3. L'arrêté du préfet du Rhône du 17 août 2020, par son article 1er, refuse la délivrance d'un titre de séjour à M. B.... Il ne vise toutefois aucune demande de titre de séjour en dépit de la production au dossier de première instance d'une fiche pour l'examen d'une demande de titre de séjour au titre de la " famille et du travail " datée du 23 octobre 2019, dont au demeurant aucune pièce n'atteste de la réception en préfecture. L'arrêté attaqué doit ainsi être regardé comme ayant été pris, non en réponse à une demande d'admission au séjour présentée par l'intéressé, mais en application des principes mentionnés au point 2 et de l'injonction prescrite par le jugement susmentionné du 13 juin 2019. Le préfet du Rhône, qui s'est prononcé sur la situation de M. B... au regard de son droit au séjour comme il était tenu de le faire, a considéré que l'intéressé ne remplissait pas les conditions de délivrance d'un titre de séjour portant la mention " vie privée et familiale " au titre des articles L. 313-11 7° du code de l'entrée et du séjour des étrangers et du droit d'asile code et 7 quater de l'accord franco-tunisien et que sa situation ne répondait pas à des considérations humanitaires ou exceptionnelles justifiant une admission exceptionnelle au séjour par la délivrance d'une carte portant la mention " vie privée et familiale " ou " salarié ou travailleur temporaire " au titre de l'article L. 313-14 du code de l'entrée et du séjour des étrangers et du droit d'asile.
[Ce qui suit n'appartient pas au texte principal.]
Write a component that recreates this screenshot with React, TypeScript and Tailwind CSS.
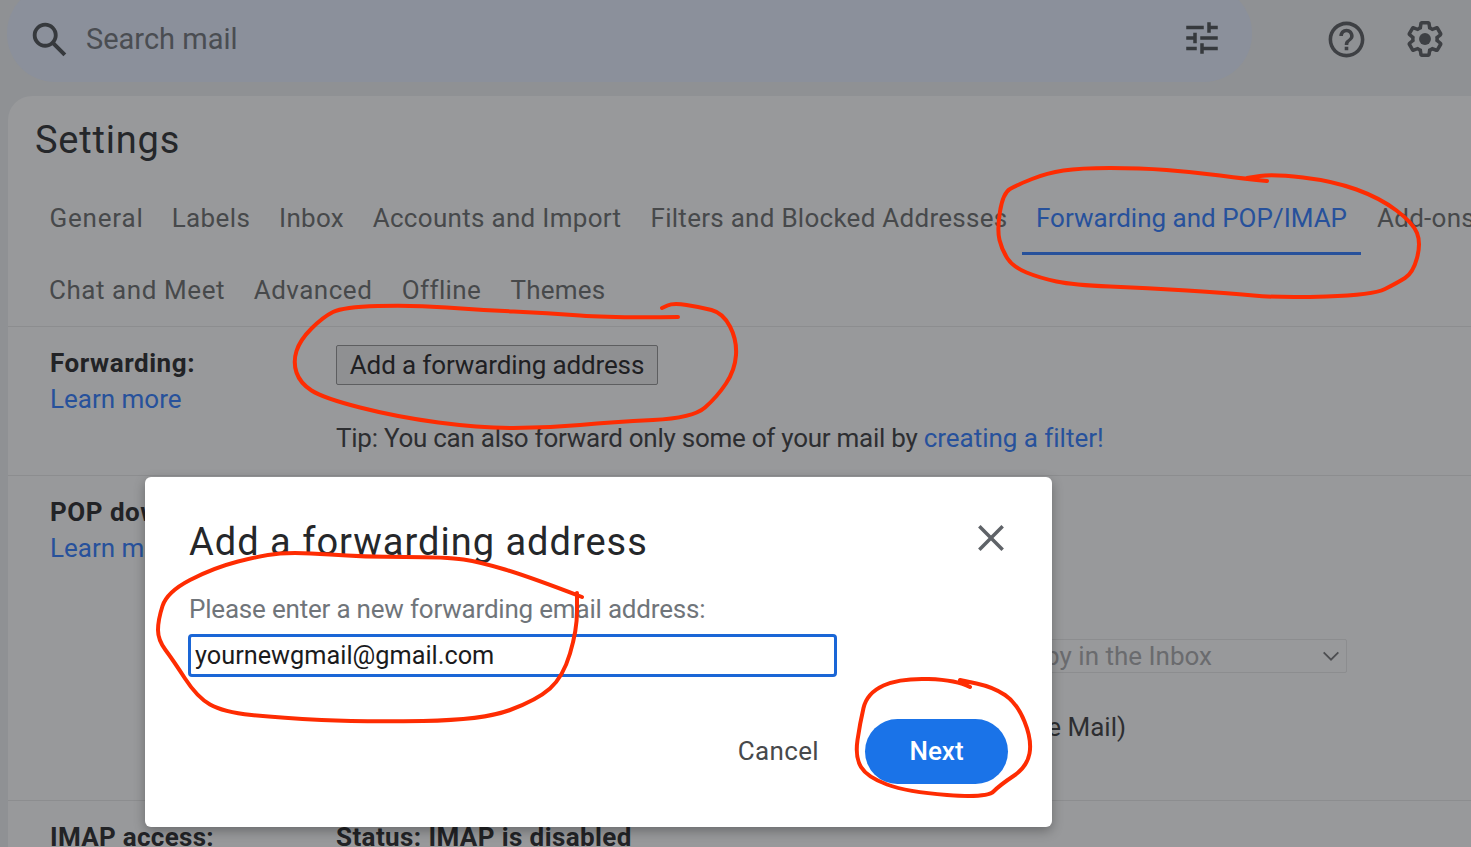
const scribbles: [number, number][][] = [
  [[1267,181],[1247,179],[1193,172],[1140,168],[1080,168],[1047,173],[1017,185],[1003,193],[997,230],[1002,250],[1013,267],[1040,278],[1073,285],[1147,288],[1227,293],[1280,298],[1373,295],[1397,283],[1413,273],[1421,243],[1413,223],[1380,198],[1333,181],[1273,174],[1247,178]],
  [[678,317],[613,318],[547,313],[480,310],[413,305],[343,307],[323,317],[300,340],[293,362],[300,383],[323,398],[397,417],[480,428],[547,428],[613,422],[693,418],[717,397],[735,370],[737,340],[723,313],[700,307],[673,303],[662,308]],
  [[582,597],[530,577],[480,562],[447,557],[363,557],[297,552],[263,555],[213,568],[167,592],[158,620],[158,640],[173,660],[197,697],[223,712],[280,718],[363,722],[483,720],[537,700],[563,677],[577,630],[577,593]],
  [[970,687],[957,680],[900,678],[867,693],[860,723],[855,757],[867,777],[907,792],[987,798],[1000,785],[1027,767],[1032,740],[1017,703],[993,687],[960,680]],
];

function smoothPath(pts: [number, number][]) {
  let d = `M${pts[0][0]} ${pts[0][1]}`;
  for (let i = 1; i < pts.length - 1; i++) {
    const mx = (pts[i][0] + pts[i + 1][0]) / 2;
    const my = (pts[i][1] + pts[i + 1][1]) / 2;
    d += ` Q${pts[i][0]} ${pts[i][1]} ${mx} ${my}`;
  }
  const last = pts[pts.length - 1];
  return d + ` L${last[0]} ${last[1]}`;
}

function Tab({ label, active, className }: { label: string; active?: boolean; className: string }) {
  return (
    <div
      className={`relative flex h-[72px] shrink-0 items-center justify-center whitespace-nowrap text-[26px] ${
        active ? "text-[#27519b]" : "text-[#47494b]"
      } ${className}`}
    >
      {label}
      {active && <div className="absolute right-0 bottom-[-1px] left-0 h-[3px] bg-[#27519b]" />}
    </div>
  );
}

export default function App() {
  return (
    <div className="relative h-[847px] w-[1471px] overflow-hidden bg-[#8f9194] font-['Roboto',sans-serif]">
      {/* top bar */}
      <header className="flex h-[96px] items-start">
        <div className="mt-[-15px] ml-[7px] flex h-[97px] w-[1245px] items-center rounded-[48px] bg-[#8b909b] pt-[13px] pr-[29px] pl-[20px]">
          <svg viewBox="0 0 24 24" className="h-[46px] w-[46px] fill-[#36393d]">
            <path d="M20.49 19l-5.73-5.73C15.53 12.2 16 10.91 16 9.5A6.5 6.5 0 1 0 9.5 16c1.41 0 2.7-.47 3.77-1.24L19 20.49 20.49 19zM5 9.5C5 7.01 7.01 5 9.5 5S14 7.01 14 9.5 11.99 14 9.5 14 5 11.99 5 9.5z" />
          </svg>
          <span className="ml-[13px] text-[29px] text-[#4a4d52]">Search mail</span>
          <svg viewBox="0 0 24 24" className="mt-[-4px] ml-auto h-[42px] w-[42px] fill-[#36393d]">
            <path d="M3 17v2h6v-2H3zM3 5v2h10V5H3zm10 16v-2h8v-2h-8v-2h-2v6h2zM7 9v2H3v2h4v2h2V9H7zm14 4v-2H11v2h10zm-6-4h2V7h4V5h-4V3h-2v6z" />
          </svg>
        </div>
        <div className="flex h-[78px] items-center">
          <svg viewBox="0 0 24 24" className="ml-[73px] h-[43px] w-[43px] fill-[#3e4044]">
            <path d="M11 18h2v-2h-2v2zm1-16C6.48 2 2 6.48 2 12s4.48 10 10 10 10-4.48 10-10S17.52 2 12 2zm0 18c-4.41 0-8-3.59-8-8s3.59-8 8-8 8 3.59 8 8-3.59 8-8 8zm0-14c-2.21 0-4 1.79-4 4h2c0-1.1.9-2 2-2s2 .9 2 2c0 2-3 1.75-3 5h2c0-2.25 3-2.5 3-5 0-2.21-1.79-4-4-4z" />
          </svg>
          <svg viewBox="0 0 24 24" className="ml-[36px] h-[42px] w-[42px] fill-[#3e4044]">
            <path d="M13.85 22.25h-3.7c-.74 0-1.36-.54-1.45-1.27l-.27-1.89c-.27-.14-.53-.29-.79-.46l-1.8.72c-.7.26-1.47-.03-1.81-.65L2.2 15.53c-.35-.66-.2-1.44.36-1.88l1.53-1.19c-.01-.15-.02-.3-.02-.46 0-.15.01-.31.02-.46l-1.52-1.19c-.59-.45-.74-1.26-.37-1.88l1.85-3.19c.34-.62 1.11-.9 1.79-.63l1.81.73c.26-.17.52-.32.78-.46l.27-1.91c.09-.7.71-1.25 1.44-1.25h3.7c.74 0 1.36.54 1.45 1.27l.27 1.89c.27.14.53.29.79.46l1.8-.72c.71-.26 1.48.03 1.82.65l1.84 3.18c.36.66.2 1.44-.36 1.88l-1.52 1.19c.01.15.02.3.02.46s-.01.31-.02.46l1.52 1.19c.56.45.72 1.23.37 1.86l-1.86 3.22c-.34.62-1.11.9-1.8.63l-1.8-.72c-.26.17-.52.32-.78.46l-.27 1.91c-.1.68-.72 1.22-1.46 1.22zm-3.23-2h2.76l.37-2.55.53-.22c.44-.18.88-.44 1.34-.78l.45-.34 2.38.96 1.38-2.4-2.03-1.58.07-.56c.03-.26.06-.51.06-.78s-.03-.53-.06-.78l-.07-.56 2.03-1.58-1.39-2.4-2.39.96-.45-.35c-.42-.32-.87-.58-1.33-.77l-.52-.22-.37-2.55h-2.76l-.37 2.55-.53.21c-.44.19-.88.44-1.34.79l-.45.33-2.38-.95-1.39 2.39 2.03 1.58-.07.56a7 7 0 0 0-.06.79c0 .26.02.53.06.78l.07.56-2.03 1.58 1.38 2.4 2.39-.96.45.35c.43.33.86.58 1.33.77l.53.22.38 2.55z" />
            <circle cx="12" cy="12" r="3.4" />
          </svg>
        </div>
      </header>

      {/* settings panel */}
      <main className="ml-[8px] h-[751px] rounded-tl-[24px] bg-[#98999b]">
        <h1 className="pt-[18px] pl-[27px] text-[38px] leading-[52px] tracking-[0.8px] text-[#25272a]">Settings</h1>

        <div className="mt-[16px] border-b border-[#8c8d8f] pl-[42px]">
          <div className="flex">
            <Tab label="General" className="w-[93px] tracking-[0.8px]" />
            <Tab label="Labels" className="ml-[29px] w-[78px] tracking-[0.4px]" />
            <Tab label="Inbox" className="ml-[29px] w-[65px] tracking-[0.27px]" />
            <Tab label="Accounts and Import" className="ml-[29px] w-[248px] tracking-[0.3px]" />
            <Tab label="Filters and Blocked Addresses" className="ml-[30px] w-[356px] tracking-[0.27px]" />
            <Tab label="Forwarding and POP/IMAP" active className="ml-[15px] w-[339px]" />
            <Tab label="Add-ons" className="ml-[15px] w-[100px] tracking-[0.27px]" />
          </div>
          <div className="flex">
            <Tab label="Chat and Meet" className="w-[174px] tracking-[0.57px]" />
            <Tab label="Advanced" className="ml-[30px] w-[118px] tracking-[0.5px]" />
            <Tab label="Offline" className="ml-[30px] w-[79px] tracking-[0.4px]" />
            <Tab label="Themes" className="ml-[30px] w-[94px] tracking-[0.2px]" />
          </div>
        </div>

        <section className="flex h-[149px] border-b border-[#8c8d8f] pt-[18px] pl-[42px] text-[26px]">
          <div className="w-[286px] shrink-0">
            <div className="font-bold leading-[36px] tracking-[0.55px] text-[#222326]">Forwarding:</div>
            <div className="leading-[36px] text-[#27519b]">Learn more</div>
          </div>
          <div>
            <button className="h-[40px] w-[322px] rounded-[2px] border border-[#5d5e60] bg-[#8f9092] tracking-[-0.13px] text-[#1f2023]">
              Add a forwarding address
            </button>
            <p className="mt-[35px] leading-[36px] tracking-[-0.26px] whitespace-nowrap text-[#2d2e31]">
              Tip: You can also forward only some of your mail by{" "}
              <span className="tracking-[-0.03px] text-[#27519b]">creating a filter!</span>
            </p>
          </div>
        </section>

        <section className="flex h-[325px] border-b border-[#8c8d8f] pt-[18px] pl-[42px] text-[26px]">
          <div className="w-[286px] shrink-0">
            <div className="font-bold leading-[36px] tracking-[0.5px] text-[#222326]">POP download:</div>
            <div className="leading-[36px] text-[#27519b]">Learn more</div>
          </div>
          <div>
            <div className="mt-[145px] flex h-[34px] w-[1011px] items-center justify-end rounded-[2px] border border-[#8c8d8f] pr-[4px]">
              <span className="mr-[108px] text-[#6a6b6e]">keep Gmail's copy in the Inbox</span>
              <svg viewBox="0 0 24 24" className="h-[22px] w-[22px] fill-none stroke-[#4d4e51] stroke-2">
                <path d="M4 8l8 8 8-8" />
              </svg>
            </div>
            <p className="mt-[36px] w-[790px] text-right leading-[36px] whitespace-nowrap text-[#2d2e31]">
              3. Configure your email client (e.g. Outlook, Eudora, Netscape Mail)
            </p>
          </div>
        </section>

        <section className="flex pt-[18px] pl-[42px] text-[26px] font-bold text-[#222326]">
          <div className="w-[286px] shrink-0 leading-[36px] tracking-[0.3px]">IMAP access:</div>
          <div className="leading-[36px] tracking-[0.4px]">Status: IMAP is disabled</div>
        </section>
      </main>

      {/* dialog */}
      <div className="absolute top-[477px] left-[145px] h-[350px] w-[907px] rounded-[6px] bg-white pt-[39px] pr-[44px] pl-[44px] shadow-[0_4px_12px_rgba(0,0,0,0.3)]">
        <div className="flex items-start justify-between">
          <h2 className="text-[38px] leading-[52px] tracking-[1px] text-[#25272a]">Add a forwarding address</h2>
          <svg viewBox="0 0 24 24" className="mt-[8px] mr-[3px] h-[28px] w-[28px] fill-none stroke-[#5f6368] stroke-[3]">
            <path d="M2 2l20 20M22 2L2 22" />
          </svg>
        </div>
        <label className="mt-[23px] block text-[26px] leading-[36px] tracking-[-0.2px] text-[#70757a]">
          Please enter a new forwarding email address:
        </label>
        <div className="mt-[7px] ml-[-1px] flex h-[43px] w-[649px] items-center rounded-[4px] border-[3px] border-[#1a66d6] pl-[4px] text-[25.3px] text-[#1b1b1d]">
          yournewgmail@gmail.com
        </div>
        <div className="mt-[42px] flex items-center justify-end">
          <span className="text-[26px] tracking-[0.35px] text-[#47494b]">Cancel</span>
          <button className="ml-[46px] h-[65px] w-[143px] rounded-full bg-[#1a73e8] text-[26px] font-medium text-white">
            Next
          </button>
        </div>
      </div>

      {/* red pen marks */}
      <svg viewBox="0 0 1471 847" className="pointer-events-none absolute inset-0 h-[847px] w-[1471px] fill-none stroke-[#fe2c02] stroke-[4]">
        {scribbles.map((pts, i) => (
          <path key={i} d={smoothPath(pts)} strokeLinecap="round" strokeLinejoin="round" />
        ))}
      </svg>
    </div>
  );
}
Contrairement à ce que soutient le requérant, quand bien même il aurait déposé en préfecture un cerfa de demande d'autorisation de travail rempli par son employeur, l'arrêté attaqué ne lui a nullement refusé la délivrance d'un titre de séjour sur le fondement des stipulations de l'article 3 de l'accord franco-tunisien. Dans ces conditions, les moyens tirés du vice de procédure en l'absence de saisine de la Direccte, de l'erreur de droit et du défaut d'examen sérieux de sa demande au regard des critères d'appréciation fixés par les dispositions de l'article R. 5221-11 du code du travail ne peuvent qu'être écartés comme inopérants.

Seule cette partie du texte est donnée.